June 3, 2015 – Lockheed Martin has completed assembly of NOAA’s GOES-R weather satellite and is now beginning critical testing of the spacecraft. The first of four next-generation geostationary weather satellites, GOES-R will provide a major improvement in quality, quantity and timeliness of weather data collected over the current Geostationary Operation Environmental Satellite (GOES) system that monitors weather over North America.
The GOES-R satellite is now undergoing environmental testing to simulate the conditions of launch and the extreme environment the satellite will experience in space.
The first stop for the satellite and its six instruments is a 65 foot-tall thermal vacuum chamber at Lockheed Martin’s facility near Denver. Over the next two months, the satellite will be powered-on, tested in a vacuum and exposed to extreme cold and heat. The satellite will also undergo a variety of additional tests including reverberant acoustic, separation and deployment shock, vibration, and electromagnetic interference and compatibility testing.
“NOAA’s GOES satellites are our nation’s weather sentinels and are vital to our severe storm prediction and warnings,” said Tim Gasparrini, vice president and GOES-R Series program manager at Lockheed Martin Space Systems Company. “Now that the first GOES-R Series satellite is complete and environmental testing is underway, we’re one step closer to providing a necessary upgraded capability to NOAA and our nation.”

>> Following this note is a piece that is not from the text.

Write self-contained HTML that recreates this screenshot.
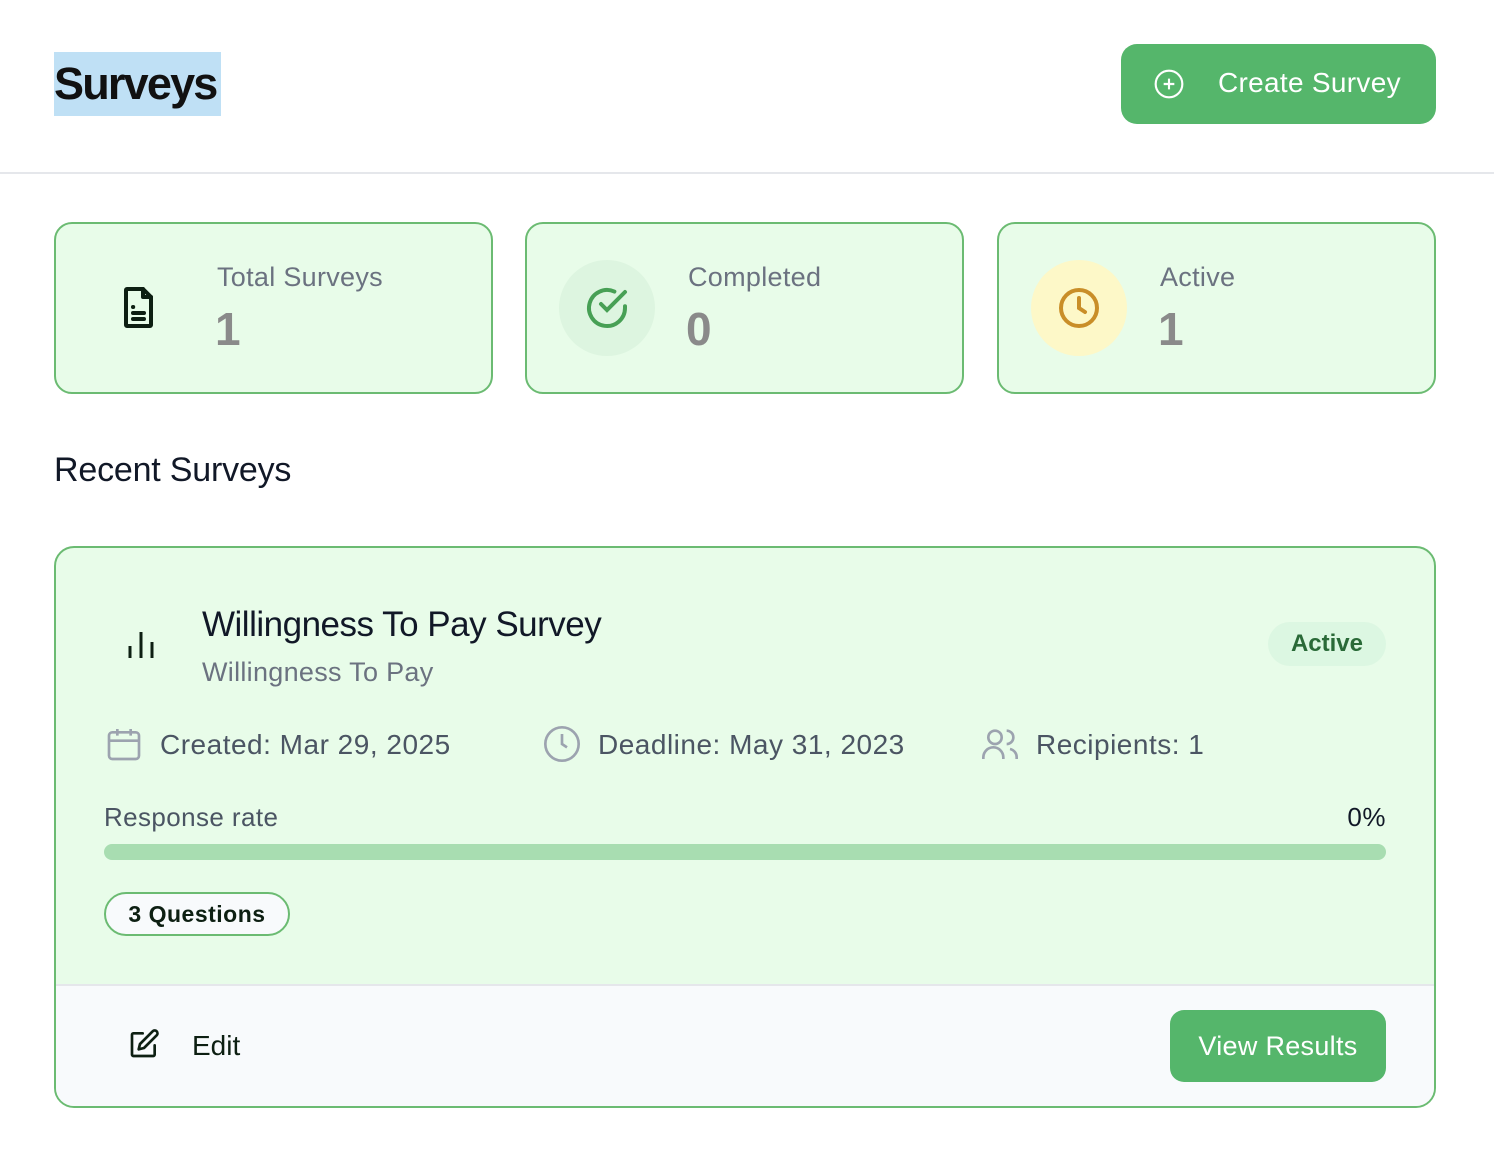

GOES-R is scheduled to launch in March 2016 on a United Launch Alliance Atlas V from Cape Canaveral Air Force Station, Florida.
In addition to the four GOES-R Series satellites, Lockheed Martin also designed and built the Solar Ultraviolet Imager (SUVI) and the Geostationary Lightning Mapper (GLM) instruments that will fly aboard each spacecraft.
The NOAA Satellite and Information Service funds, manages, and will operate the GOES-R Series satellites. NASA oversees the acquisition and development of the GOES-R spacecraft and instruments for NOAA. The program is co-located at NASA’s Goddard Space Flight Center in Greenbelt, Maryland.